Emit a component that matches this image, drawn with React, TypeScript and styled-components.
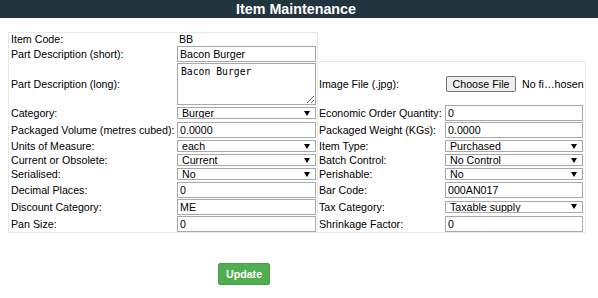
import React from "react";
import styled, { createGlobalStyle } from "styled-components";

const GlobalStyle = createGlobalStyle`
  *, *::before, *::after { box-sizing: border-box; }
  html, body { margin: 0; padding: 0; background: #ffffff; }
  body {
    font-family: "Liberation Sans", Arial, sans-serif;
    font-size: 8pt;
    color: #000000;
  }
`;

const Page = styled.div`
  width: 598px;
`;

const Header = styled.header`
  height: 18px;
  background: #22343e;
  display: flex;
  align-items: center;
  justify-content: center;
  padding-right: 6px;
`;

const Title = styled.h1`
  margin: 0;
  color: #ffffff;
  font-family: "Liberation Sans", Arial, sans-serif;
  font-weight: bold;
  font-size: 14.3px;
  line-height: 18px;
`;

const Form = styled.form`
  margin: 0;
  padding: 14px 0 0 8px;
`;

const Tables = styled.div`
  display: flex;
  align-items: flex-end;
`;

const FieldTable = styled.div<{ $width: number; $overlap?: boolean }>`
  width: ${(p) => p.$width}px;
  margin-left: ${(p) => (p.$overlap ? "-1px" : "0")};
  border: 1px solid #e9e9e9;
  display: flex;
  flex-direction: column;
  padding-right: ${(p) => (p.$overlap ? "2px" : "1px")};
`;

const Row = styled.div<{ $h: number }>`
  height: ${(p) => p.$h}px;
  display: flex;
  align-items: center;
`;

const Label = styled.div<{ $width: number; $pad: number }>`
  width: ${(p) => p.$width}px;
  flex: none;
  padding-left: ${(p) => p.$pad}px;
  white-space: nowrap;
  line-height: 12px;
`;

const Cell = styled.div`
  flex: 1;
  min-width: 0;
  display: flex;
  align-items: center;
`;

const StaticValue = styled.span`
  padding-left: 2px;
  line-height: 12px;
`;

const TextInput = styled.input`
  width: 100%;
  height: 16px;
  margin: 0;
  padding: 0 2px;
  border: 1px solid #a9a9a9;
  border-radius: 0;
  font-family: "Liberation Sans", Arial, sans-serif;
  font-size: 8pt;
  color: #000000;
  background: #ffffff;
  outline: none;
`;

const TextArea = styled.textarea`
  width: 100%;
  height: 42px;
  margin: 0;
  padding: 2px 3px;
  border: 1px solid #a9a9a9;
  font-family: "DejaVu Sans Mono", "Liberation Mono", monospace;
  font-size: 9.75px;
  line-height: 12px;
  color: #000000;
  outline: none;
`;

const SelectBox = styled.div`
  position: relative;
  width: 100%;
  height: 12px;
`;

const Select = styled.select`
  appearance: none;
  -webkit-appearance: none;
  width: 100%;
  height: 12px;
  margin: 0;
  padding: 0 14px 0 4px;
  border: 1px solid #a9a9a9;
  border-radius: 0;
  background: #ffffff;
  font-family: "Liberation Sans", Arial, sans-serif;
  font-size: 8pt;
  line-height: 10px;
  color: #000000;
  outline: none;
`;

const Arrow = styled.svg`
  position: absolute;
  right: 6px;
  top: 3.5px;
  width: 6px;
  height: 5px;
  pointer-events: none;
`;

const FileField = styled.div`
  display: flex;
  align-items: center;
  padding-left: 1px;
  white-space: nowrap;
`;

const FileButton = styled.button`
  height: 16px;
  width: 70px;
  padding: 0;
  border: 1px solid #767676;
  border-radius: 2px;
  background: #efefef;
  font-family: "Liberation Sans", Arial, sans-serif;
  font-size: 8pt;
  color: #000000;
`;

const FileName = styled.span`
  margin-left: 6px;
`;

const Actions = styled.div`
  padding: 30px 0 0 210px;
`;

const UpdateButton = styled.button`
  width: 52px;
  height: 22px;
  padding: 0;
  border: 1px solid #469f46;
  border-radius: 2px;
  background: #50ad50;
  color: #ffffff;
  font-family: "Liberation Sans", Arial, sans-serif;
  font-weight: bold;
  font-size: 8pt;
`;

type Field =
  | { kind: "text"; value: string }
  | { kind: "input"; value: string }
  | { kind: "area"; value: string }
  | { kind: "select"; value: string }
  | { kind: "file" };

type RowDef = { label: string; h: number; field: Field };

const leftRows: RowDef[] = [
  { label: "Item Code:", h: 12, field: { kind: "text", value: "BB" } },
  { label: "Part Description (short):", h: 17, field: { kind: "input", value: "Bacon Burger" } },
  { label: "Part Description (long):", h: 43, field: { kind: "area", value: "Bacon Burger" } },
  { label: "Category:", h: 16, field: { kind: "select", value: "Burger" } },
  { label: "Packaged Volume (metres cubed):", h: 18, field: { kind: "input", value: "0.0000" } },
  { label: "Units of Measure:", h: 14, field: { kind: "select", value: "each" } },
  { label: "Current or Obsolete:", h: 14, field: { kind: "select", value: "Current" } },
  { label: "Serialised:", h: 14, field: { kind: "select", value: "No" } },
  { label: "Decimal Places:", h: 17, field: { kind: "input", value: "0" } },
  { label: "Discount Category:", h: 17, field: { kind: "input", value: "ME" } },
  { label: "Pan Size:", h: 17, field: { kind: "input", value: "0" } },
];

const rightRows: RowDef[] = [
  { label: "Image File (.jpg):", h: 43, field: { kind: "file" } },
  { label: "Economic Order Quantity:", h: 16, field: { kind: "input", value: "0" } },
  { label: "Packaged Weight (KGs):", h: 18, field: { kind: "input", value: "0.0000" } },
  { label: "Item Type:", h: 14, field: { kind: "select", value: "Purchased" } },
  { label: "Batch Control:", h: 14, field: { kind: "select", value: "No Control" } },
  { label: "Perishable:", h: 14, field: { kind: "select", value: "No" } },
  { label: "Bar Code:", h: 17, field: { kind: "input", value: "000AN017" } },
  { label: "Tax Category:", h: 17, field: { kind: "select", value: "Taxable supply" } },
  { label: "Shrinkage Factor:", h: 17, field: { kind: "input", value: "0" } },
];

function FieldControl({ field }: { field: Field }) {
  switch (field.kind) {
    case "text":
      return <StaticValue>{field.value}</StaticValue>;
    case "input":
      return <TextInput defaultValue={field.value} />;
    case "area":
      return <TextArea defaultValue={field.value} />;
    case "select":
      return (
        <SelectBox>
          <Select defaultValue={field.value}>
            <option value={field.value}>{field.value}</option>
          </Select>
          <Arrow viewBox="0 0 6 5">
            <polygon points="0,0 6,0 3,5" fill="#000" />
          </Arrow>
        </SelectBox>
      );
    case "file":
      return (
        <FileField>
          <FileButton type="button">Choose File</FileButton>
          <FileName>No fi…hosen</FileName>
        </FileField>
      );
  }
}

function Table({
  rows,
  width,
  labelWidth,
  labelPad,
  overlap,
}: {
  rows: RowDef[];
  width: number;
  labelWidth: number;
  labelPad: number;
  overlap?: boolean;
}) {
  return (
    <FieldTable $width={width} $overlap={overlap}>
      {rows.map((r) => (
        <Row key={r.label} $h={r.h}>
          <Label $width={labelWidth} $pad={labelPad}>
            {r.label}
          </Label>
          <Cell>
            <FieldControl field={r.field} />
          </Cell>
        </Row>
      ))}
    </FieldTable>
  );
}

export default function App() {
  return (
    <Page>
      <GlobalStyle />
      <Header>
        <Title>Item Maintenance</Title>
      </Header>
      <Form onSubmit={(e) => e.preventDefault()}>
        <Tables>
          <Table rows={leftRows} width={310} labelWidth={168} labelPad={2} />
          <Table rows={rightRows} width={269} labelWidth={127} labelPad={1} overlap />
        </Tables>
        <Actions>
          <UpdateButton type="submit">Update</UpdateButton>
        </Actions>
      </Form>
    </Page>
  );
}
****
▸ **Given task**:
Copy every line of the data word for word, omitting the images.

▸ **Expected output**:
Emit a component that matches this image, drawn with React, TypeScript and styled-components.
import React from "react";
import styled, { createGlobalStyle } from "styled-components";

const GlobalStyle = createGlobalStyle`
  *, *::before, *::after { box-sizing: border-box; }
  html, body { margin: 0; padding: 0; background: #ffffff; }
  body {
    font-family: "Liberation Sans", Arial, sans-serif;
    font-size: 8pt;
    color: #000000;
  }
`;

const Page = styled.div`
  width: 598px;
`;

const Header = styled.header`
  height: 18px;
  background: #22343e;
  display: flex;
  align-items: center;
  justify-content: center;
  padding-right: 6px;
`;

const Title = styled.h1`
  margin: 0;
  color: #ffffff;
  font-family: "Liberation Sans", Arial, sans-serif;
  font-weight: bold;
  font-size: 14.3px;
  line-height: 18px;
`;

const Form = styled.form`
  margin: 0;
  padding: 14px 0 0 8px;
`;

const Tables = styled.div`
  display: flex;
  align-items: flex-end;
`;

const FieldTable = styled.div<{ $width: number; $overlap?: boolean }>`
  width: ${(p) => p.$width}px;
  margin-left: ${(p) => (p.$overlap ? "-1px" : "0")};
  border: 1px solid #e9e9e9;
  display: flex;
  flex-direction: column;
  padding-right: ${(p) => (p.$overlap ? "2px" : "1px")};
`;

const Row = styled.div<{ $h: number }>`
  height: ${(p) => p.$h}px;
  display: flex;
  align-items: center;
`;

const Label = styled.div<{ $width: number; $pad: number }>`
  width: ${(p) => p.$width}px;
  flex: none;
  padding-left: ${(p) => p.$pad}px;
  white-space: nowrap;
  line-height: 12px;
`;

const Cell = styled.div`
  flex: 1;
  min-width: 0;
  display: flex;
  align-items: center;
`;

const StaticValue = styled.span`
  padding-left: 2px;
  line-height: 12px;
`;

const TextInput = styled.input`
  width: 100%;
  height: 16px;
  margin: 0;
  padding: 0 2px;
  border: 1px solid #a9a9a9;
  border-radius: 0;
  font-family: "Liberation Sans", Arial, sans-serif;
  font-size: 8pt;
  color: #000000;
  background: #ffffff;
  outline: none;
`;

const TextArea = styled.textarea`
  width: 100%;
  height: 42px;
  margin: 0;
  padding: 2px 3px;
  border: 1px solid #a9a9a9;
  font-family: "DejaVu Sans Mono", "Liberation Mono", monospace;
  font-size: 9.75px;
  line-height: 12px;
  color: #000000;
  outline: none;
`;

const SelectBox = styled.div`
  position: relative;
  width: 100%;
  height: 12px;
`;

const Select = styled.select`
  appearance: none;
  -webkit-appearance: none;
  width: 100%;
  height: 12px;
  margin: 0;
  padding: 0 14px 0 4px;
  border: 1px solid #a9a9a9;
  border-radius: 0;
  background: #ffffff;
  font-family: "Liberation Sans", Arial, sans-serif;
  font-size: 8pt;
  line-height: 10px;
  color: #000000;
  outline: none;
`;

const Arrow = styled.svg`
  position: absolute;
  right: 6px;
  top: 3.5px;
  width: 6px;
  height: 5px;
  pointer-events: none;
`;

const FileField = styled.div`
  display: flex;
  align-items: center;
  padding-left: 1px;
  white-space: nowrap;
`;

const FileButton = styled.button`
  height: 16px;
  width: 70px;
  padding: 0;
  border: 1px solid #767676;
  border-radius: 2px;
  background: #efefef;
  font-family: "Liberation Sans", Arial, sans-serif;
  font-size: 8pt;
  color: #000000;
`;

const FileName = styled.span`
  margin-left: 6px;
`;

const Actions = styled.div`
  padding: 30px 0 0 210px;
`;

const UpdateButton = styled.button`
  width: 52px;
  height: 22px;
  padding: 0;
  border: 1px solid #469f46;
  border-radius: 2px;
  background: #50ad50;
  color: #ffffff;
  font-family: "Liberation Sans", Arial, sans-serif;
  font-weight: bold;
  font-size: 8pt;
`;

type Field =
  | { kind: "text"; value: string }
  | { kind: "input"; value: string }
  | { kind: "area"; value: string }
  | { kind: "select"; value: string }
  | { kind: "file" };

type RowDef = { label: string; h: number; field: Field };

const leftRows: RowDef[] = [
  { label: "Item Code:", h: 12, field: { kind: "text", value: "BB" } },
  { label: "Part Description (short):", h: 17, field: { kind: "input", value: "Bacon Burger" } },
  { label: "Part Description (long):", h: 43, field: { kind: "area", value: "Bacon Burger" } },
  { label: "Category:", h: 16, field: { kind: "select", value: "Burger" } },
  { label: "Packaged Volume (metres cubed):", h: 18, field: { kind: "input", value: "0.0000" } },
  { label: "Units of Measure:", h: 14, field: { kind: "select", value: "each" } },
  { label: "Current or Obsolete:", h: 14, field: { kind: "select", value: "Current" } },
  { label: "Serialised:", h: 14, field: { kind: "select", value: "No" } },
  { label: "Decimal Places:", h: 17, field: { kind: "input", value: "0" } },
  { label: "Discount Category:", h: 17, field: { kind: "input", value: "ME" } },
  { label: "Pan Size:", h: 17, field: { kind: "input", value: "0" } },
];

const rightRows: RowDef[] = [
  { label: "Image File (.jpg):", h: 43, field: { kind: "file" } },
  { label: "Economic Order Quantity:", h: 16, field: { kind: "input", value: "0" } },
  { label: "Packaged Weight (KGs):", h: 18, field: { kind: "input", value: "0.0000" } },
  { label: "Item Type:", h: 14, field: { kind: "select", value: "Purchased" } },
  { label: "Batch Control:", h: 14, field: { kind: "select", value: "No Control" } },
  { label: "Perishable:", h: 14, field: { kind: "select", value: "No" } },
  { label: "Bar Code:", h: 17, field: { kind: "input", value: "000AN017" } },
  { label: "Tax Category:", h: 17, field: { kind: "select", value: "Taxable supply" } },
  { label: "Shrinkage Factor:", h: 17, field: { kind: "input", value: "0" } },
];

function FieldControl({ field }: { field: Field }) {
  switch (field.kind) {
    case "text":
      return <StaticValue>{field.value}</StaticValue>;
    case "input":
      return <TextInput defaultValue={field.value} />;
    case "area":
      return <TextArea defaultValue={field.value} />;
    case "select":
      return (
        <SelectBox>
          <Select defaultValue={field.value}>
            <option value={field.value}>{field.value}</option>
          </Select>
          <Arrow viewBox="0 0 6 5">
            <polygon points="0,0 6,0 3,5" fill="#000" />
          </Arrow>
        </SelectBox>
      );
    case "file":
      return (
        <FileField>
          <FileButton type="button">Choose File</FileButton>
          <FileName>No fi…hosen</FileName>
        </FileField>
      );
  }
}

function Table({
  rows,
  width,
  labelWidth,
  labelPad,
  overlap,
}: {
  rows: RowDef[];
  width: number;
  labelWidth: number;
  labelPad: number;
  overlap?: boolean;
}) {
  return (
    <FieldTable $width={width} $overlap={overlap}>
      {rows.map((r) => (
        <Row key={r.label} $h={r.h}>
          <Label $width={labelWidth} $pad={labelPad}>
            {r.label}
          </Label>
          <Cell>
            <FieldControl field={r.field} />
          </Cell>
        </Row>
      ))}
    </FieldTable>
  );
}

export default function App() {
  return (
    <Page>
      <GlobalStyle />
      <Header>
        <Title>Item Maintenance</Title>
      </Header>
      <Form onSubmit={(e) => e.preventDefault()}>
        <Tables>
          <Table rows={leftRows} width={310} labelWidth={168} labelPad={2} />
          <Table rows={rightRows} width={269} labelWidth={127} labelPad={1} overlap />
        </Tables>
        <Actions>
          <UpdateButton type="submit">Update</UpdateButton>
        </Actions>
      </Form>
    </Page>
  );
}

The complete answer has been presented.